В Москве люди про себя такое не снимают — они и так уже оказались в месте сосредоточения власти.
К чему интернет, если можно постучать в нужную дверь… У провинциалов долгий, подчас мучительный путь. Сначала они пишут огромное количество писем, получая в ответ отписки. Бросают все дела, покупают втридорога билеты, приезжают в Москву. За длительное время пути успеваешь многое передумать. И когда уезжаешь из сверкающей столицы, не солоно хлебавши… В бессилии берешь камеру.
— Не получается ли перекоса в негатив — в чем тебя наверняка будут обвинять? Вот мол, скопил всю критику власти, выплеснул на экран, поэтому немцы твой фильм и отобрали.
— Я просто собрал обращения по тэгам «видеообращение»: «к президенту», «к президенту РФ», «к президенту Путину», «к президенту Путину В.В.». По каждому из них десятки видео. Среди них попадались и совершенно постановочные, что называется с микрофоном в кадре, снятые специально для «Прямой линии». Они как раз и являются фейком. Постановка чувствуется в первого кадра. У меня в фильме только один фальшивый эпизод: бабушки с майками «Только Путин». Ну видно же, что они сняты в хорошем свете…
— Почему же ты их взял?
— Несмотря на то, что это прописанный сценарий с ряжеными, видно, как трудно им играть эту постановку. Так что и они — внутри того же страдальческого народа, которым можно манипулировать. Власть же все видит, знает, как именно следует контролировать, воздействовать. Интернет пока еще открытое пространство. Но и оно будет закрыто.
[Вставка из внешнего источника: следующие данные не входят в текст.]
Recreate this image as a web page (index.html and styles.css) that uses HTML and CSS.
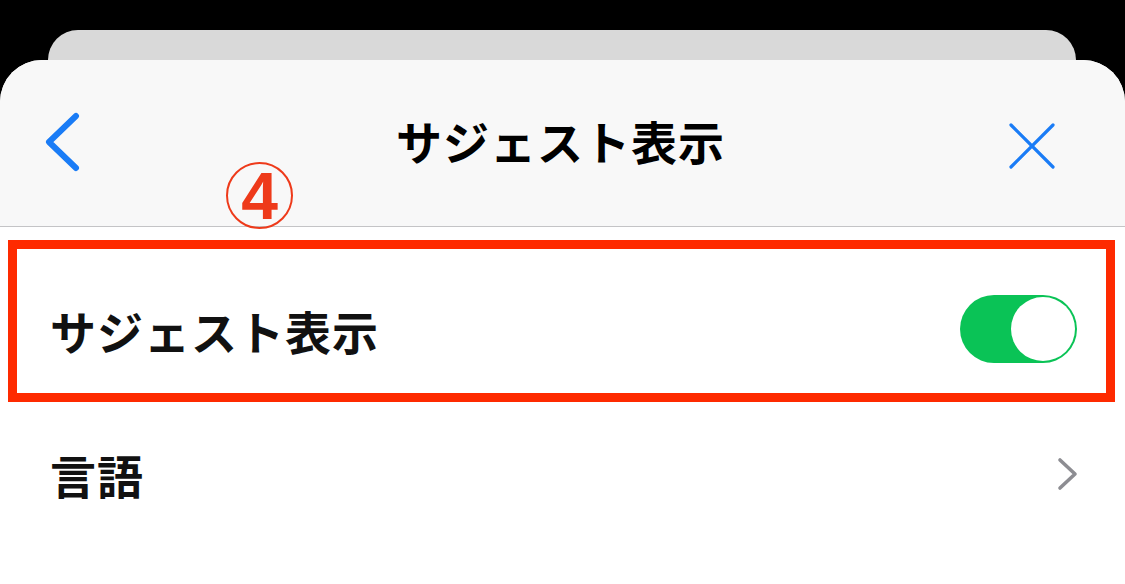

— После твоего фильма особенно.
— Есть разные способы добраться до нормального интернета. Но думаю, что проблемы с Сетью начнутся в ближайшем будущем. Том самом будущем, в которое мы шагнули 15 января вместе с президентским посланием. Мы же не осознаем, что и как именно будет меняться – многое происходит за нашими спинами. Даже не знаем, действительно ли тестируют закрытие интернета.
— В связи с новым законом о наказании за оскорбление власти, могут пострадать люди, видео из YouTube которых ты используешь.
— Ну, они же там были и до меня.
— Я же не обвиняю, но получается, что любой из этих отчаявшихся за свой крик может еще и пострадать.
— Сейчас мы уже не знаем, какое число роликов там было. В титрах я давал только названия видео без имен, плюс год, количество просмотров. Там есть видео с 2009 по 2019-й. А с 2014-го по 2016-ый – разрыв. Почему пропали ролики за эти годы? Что там происходило? Теперь уже не узнать. Но, мне кажется, наоборот, через гласность, в том числе мой фильм, опасности для них меньше. Как было с Голуновым. Необходимо показывать этих людей, говорить об их проблемах.
— Ты сказал, что если кто-то из авторов видео откажется от участия в фильме, ты можешь изъять этот кусок и заменить его на любой другой…
— Конечно, сути это не изменит. Даже напротив, новая эмоция, новый контекст. У фильма символичная форма, в которой как раз проявляется метафора, существующая уже сама по себе. Метафора темной глубины, в которой мы оказались. Дна котлована, откуда подняться почти невозможно.
— Есть кадры, показывающие, что и в котловане можно плавать…
— Ну да, можно плавать, можно жить… Но считается ли это, что ты живой? Помнишь, у Платонова: «Мертвые – они же тоже люди».
— Прокатное удостоверение по всей очевидности, тебе не светит. Рассчитываешь фильм показывать, в интернете?
— Я не дебютант, это четвертый фильм, который сделан полностью за мои деньги. У меня нет задачи получить прибыль. Распространить его я могу благодаря тем же самым фестивалям и какой-то огласке в СМИ.
С фильмом «Завтра» в 2012-ом был еще интерес выпустить его на экраны. Сколько это стоило нервов, не передать. Города один за другим, после всех договоренностей, отказывались от проката. Зачем же идти той же дорогой?